イベントレポート

AMD、Zen 5採用でコア数をさらに倍にした「第5世代EPYC」

第5世代AMD EPYCプロセッサ、1つのパッケージで192コアというこれまでにない高密度を実現するのが特徴に

 AMDは4日、Zen 5アーキテクチャを採用するデータセンター向けCPUとなる、開発コードネーム「Turin」(英語ではチューリン、和名ではトリノ)を「第5世代AMD EPYCプロセッサ」(以下第5世代EPYC)として2024年後半にリリースする計画であることを明らかにした。

12基のCOD+1基のIODで192コアを実現

AMDが明らかにしたTurinこと第5世代EPYCのスペック

 AMDは、2022年11月に第4世代AMD EPYCプロセッサ(コードネームGenoa)として発表した。第4世代EPYCではZen 4コアを採用し、12基のCOD(CPUダイ)と1基のIOD(I/Oダイ)という構造となっている。1つのCODあたり8CPUコアになっており、パッケージ全体で96CPUコアという、Intelの第3世代Xeon SPの最大40コアに比べて倍以上のCPUコアを実現していた。

 第5世代EPYCはその後継となる。Turinというイタリアの都市がコードネームとしてつけられているのも、AMDのデータセンター向け製品の通例で、今回の最大のトピックは、新しいCPUアーキテクチャの「Zen 5」が採用されていることになる。

 現時点ではAMDはZen 5の技術的な詳細は明らかにしていないが、Zen 5を採用するデスクトップPC向けのRyzen 9000シリーズでは分岐予測の精度とレイテンシの改善、より深いパイプラインと浮動小数点エンジンの強化によりスループットの改善、ウィンドウサイズの深化によるより高い並列実行化などが改良点として挙げられている。
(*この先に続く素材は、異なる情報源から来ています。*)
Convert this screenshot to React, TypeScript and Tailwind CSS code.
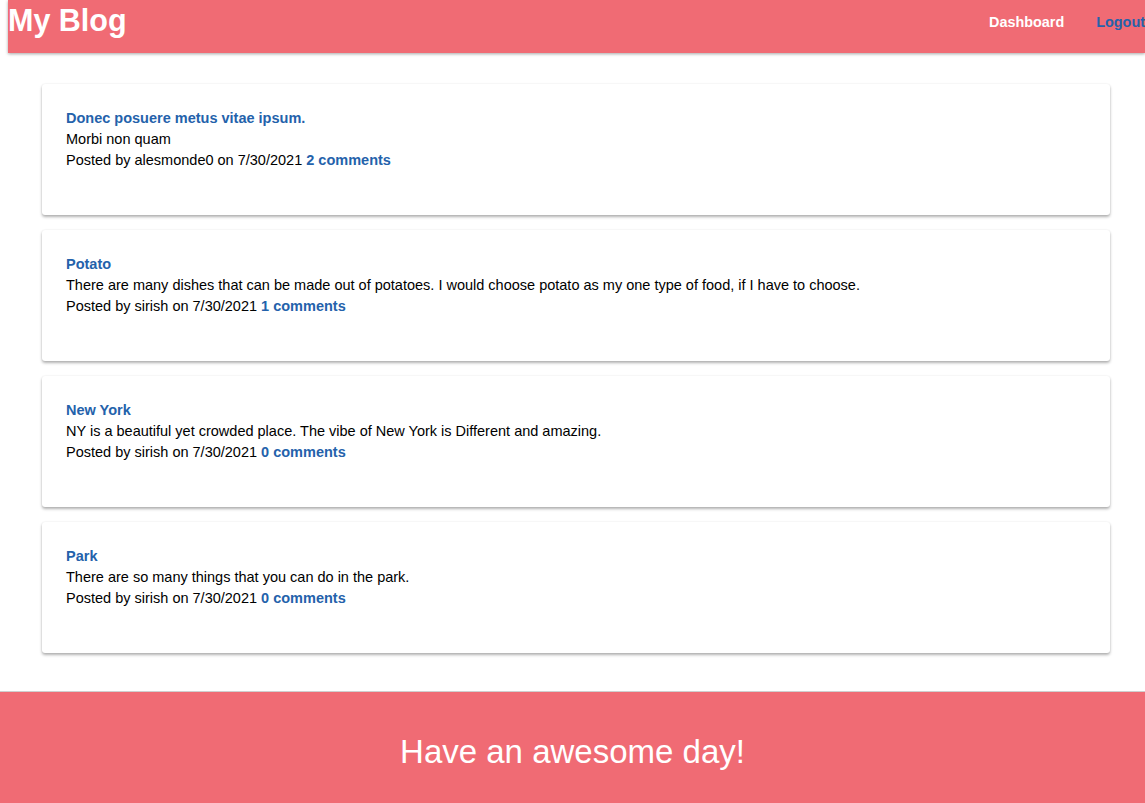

 第5世代EPYCについては、第4世代EPYCとピン互換であり、CPUコア数は192コア/384スレッドに達することが明らかにされた。AMDは詳細を説明していないが、公開された第5世代EPYCの写真を見る限り、12基のCODと1基のIODという構成は変わっていないように見えるため、第4世代EPYCの1基のCODあたり8CPUコアから、第5世代EPYCでは1基のCODあたり16CPUコアへと強化されたと考えられる。

 第5世代EPYCは2024年後半に投入される。